Dr. Tran Kien (* 1985)
studierte Jura an der Vietnam National University in Hanoi und legte seinen Master und PhD in Jurisprudenz an der University of Glasgow (2015) ab. Er hat verschiedene Positionen an internationalen und nationalen Institutionen inne, die seine unterschiedlichen Interessen und Verpflichtungen widerspiegeln, als Dozent an Rechtsfakultät der VNU und an der Universität Glasgow, als stellvertretender Direktor des Instituts für Studien zur sozialen Entwicklung, Vietnam, als Mitglied des Wissenschaftlichen Ausschusses für Rechtswissenschaften, der Nationalen Stiftung für Wissenschafts- und Technologieentwicklung. Kien ist auch Berater und Experte einiger Regierungsstellen und internationaler Organisationen.
Dr. Vu Duc Liem (*1986)
is a lecturer at Hanoi National University of Education. He was trained in Southeast Asian History and Southeast Asian Studies at Hanoi National University of Education (Vietnam), Chulalongkorn University (Thailand), National University of Singapore (Singapore), and Hamburg University (Germany). His research interests center around political history of early modern Vietnam and history of early globalization in East and Southeast Asia. He has published widely in the subjects, including those by UC Berkeley, Manchester University Press, Japanese Association of Southeast Asian Studies, NIAS Press (Copenhagen), Bundeszentrale für politische Bildung (BpB, Germany), ISEAS (Singapore)…
Veronika Maurer
studierte Philosophie und arbeitete am Burgtheater als Dramaturgieassistentin u.a. mit René Pollesch und Christoph Schlingensief. Von 2011 bis 2014 war sie am Residenztheater München engagiert, anschließend am Schauspielhaus Graz. Von 2015 bis 2020 war sie Dramaturgin am Volkstheater Wien, wo sie u.a. Produktionen von Yael Ronen, Robert Gerloff und Jessica Glause betreute, die Diskussionsreihe „Volkstheatergespräche“ und ein jährliches Minifestival mit Gastspielen aus Osteuropa kuratierte.
Susanne Traub
ist Dramaturgin, Kuratorin, Autorin. Sie studierte von 1988 bis 1993 Theaterwissenschaft, Philosophie und Musikwissenschaft in München. Anschließend arbeitete sie als freie und angestellte Dramaturgin für Theaterhäuser, Festivals, Tanz- und Performanceprojekte. Von 2001 bis 2008 war sie Dramaturgin am Schauspiel Frankfurt. Sie lehrte regelmäßig an verschiedenen Hochschulen und Universitäten (Arnheim, Bochum, Frankfurt, Leipzig, München, Salzburg, u.a.) und kuratierte u. a. die interdisziplinären Veranstaltungsreihen Begehrte Körper (1999) und Moving Thoughts (2000) in Leipzig und die Ausstellung Open the Curtain (2003) zu Kunst und Tanz im Wechselspiel an der Kunsthalle Kiel. Seit 2012 ist sie in der Kulturabteilung des Goethe Institut in München verantwortliche Referentin für Theater und Tanz.
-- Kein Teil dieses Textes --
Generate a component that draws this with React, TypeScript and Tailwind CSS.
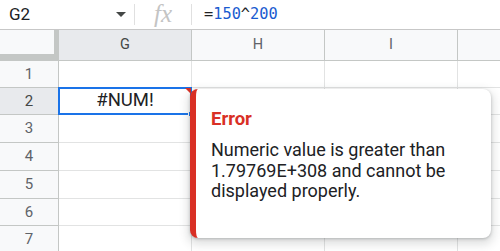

Veröffentlichungen: »Moving thoughts. Tanzen ist Denken«, (Hgg., Berlin, Vorwerk 8 2003); »Open the curtain. Kunst und Tanzen im Wechselspiel«, (Hgg., Kiel 2003); zahlreiche Fachartikel und Essays.
Wanda Golonka (*1958, Lyon)
wurde bei Rosella Hightower und an der Folkwang Schule in zeitgenössischem Tanz ausgebildet und tanzte anschließend u.a. bei Pina Bausch. 1985 gründete sie die Gruppe NEUER TANZ, die sie bis 1995 leitete. Von 2001 bis 2009 war sie Hausregisseurin am Schauspiel Frankfurt. Seit 2013 leitet sie den Studiengang MA Choreographie am Hochschulübergreifendes Zentrum Tanz Berlin.